Chinatown (1974), a Neo-Noir Masterpiece

Chinatown (1974) is an impressive ode to the original film noir cycle, beautifully recreating the aura and inscrutability of the original black-and-whites while adding visual, thematic, and linguistic ‘color.’ The collapse of the Motion Picture Production Code and the drastically different social climate of the latter 20th-century enabled Chinatown to go where previous noir films could not, thus marking a critical extension of the noir genre. Costuming and scene decoration are meticulously matched to the mid-century while flagrant language, on-screen violence, nudity, and self-reference welcome it to the postmodern era. Whether or not Chinatown is a distinctly postmodern film I cannot say, but it certainly indicates the new era of cynicism and direct social critique burgeoning during the time. Roman Polanski’s decision to rewrite the ending of Robert Towne’s script reflected the fatigue and nihilism of a populace battered by war, corruption, and violence and resulted in one of the most iconic ending lines of all time. Polanski’s own life experience as a survivor of the Holocaust and widower of the tragically-slain Sharon Tate is surely reflected in this ending, which upon first watch leaves one hurt and dumbfounded. Subsequent viewings do little to numb the heartbreak of such a sour ending, but the perpetuation of evil is what makes Chinatown so trenchant and necessary. It is a hard pill to swallow, decidedly more jagged than the clean (and often romantic) conclusions of original film noirs, which makes Chinatown the perfect poster child for neo-noir. 

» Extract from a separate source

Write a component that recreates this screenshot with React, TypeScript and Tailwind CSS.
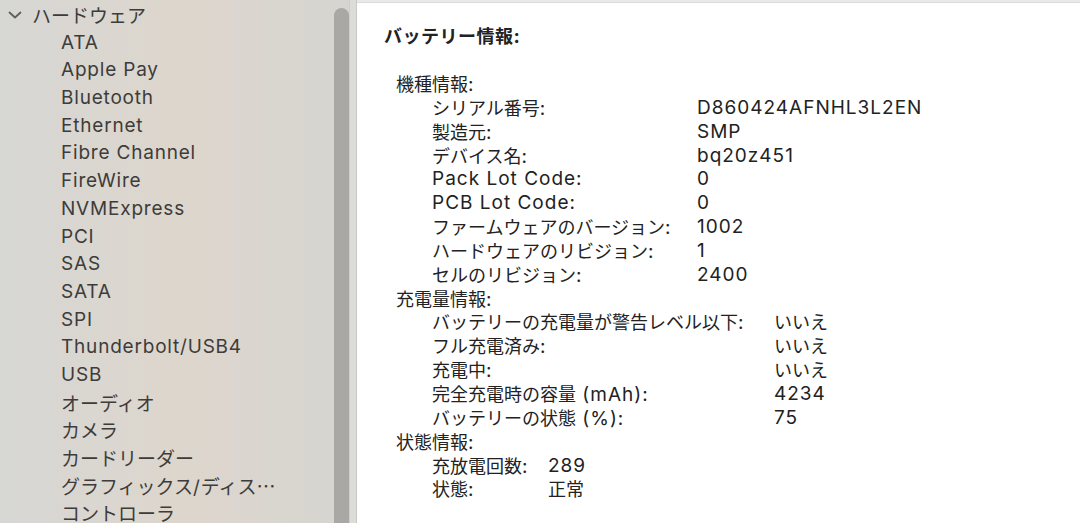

While expanding noir conventions in many ways, Chinatown also completely reverses one that I feel is particularly important to note. In Murder, My Sweet, The Big Sleep, and The Maltese Falcon, women are varyingly morally careless, brutally independent, criminally keen— anything but victims. Each must be considered in relation to the femme fatale, one of the most enduring archetypes of literary and cinematic history that is practically synonymous with film noir. In Chinatown, however, we are presented with a woman, Evelyn Mulwray, who mimics her forebears on the exterior but has none of the agency or cutthroatedness of those women. As the film develops, we come to find out why— unlike the pastless, black-and-white characters portrayed by Lauren Bacall and the like, Evelyn Mulwray has a traumatic past that casts a long shadow. A victim of a crime against nature perpetrated by her father when she was 15, Evelyn’s case offers two substantial reversals of original film noir tropes. First, she is given a past. Unlike the leading and supporting ladies of the films named above, the existence of a prior version of Evelyn is acknowledged; the audience is given permission to imagine her outside of her on-screen manifestation, as a child. The second reversal is Evelyn Mulwray’s manipulation and exploitation at the hands of men. Because women characters were not often portrayed as victims in the original film noir cycle, men were not directly portrayed as abusers. Chinatown turns this trope on its head in a violent and sick way, clearly addressing patriarchal manipulation in addition to capitalist greed and domination. Evelyn’s violation at the hands of her father, the infamous slapping scene between her and Jake Gittes, and her inability to influence the fate of her or her daughter are very sobering examples of neo-noir’s willingness to dig further into gender relations in a way the original film noir cycle did not and could not.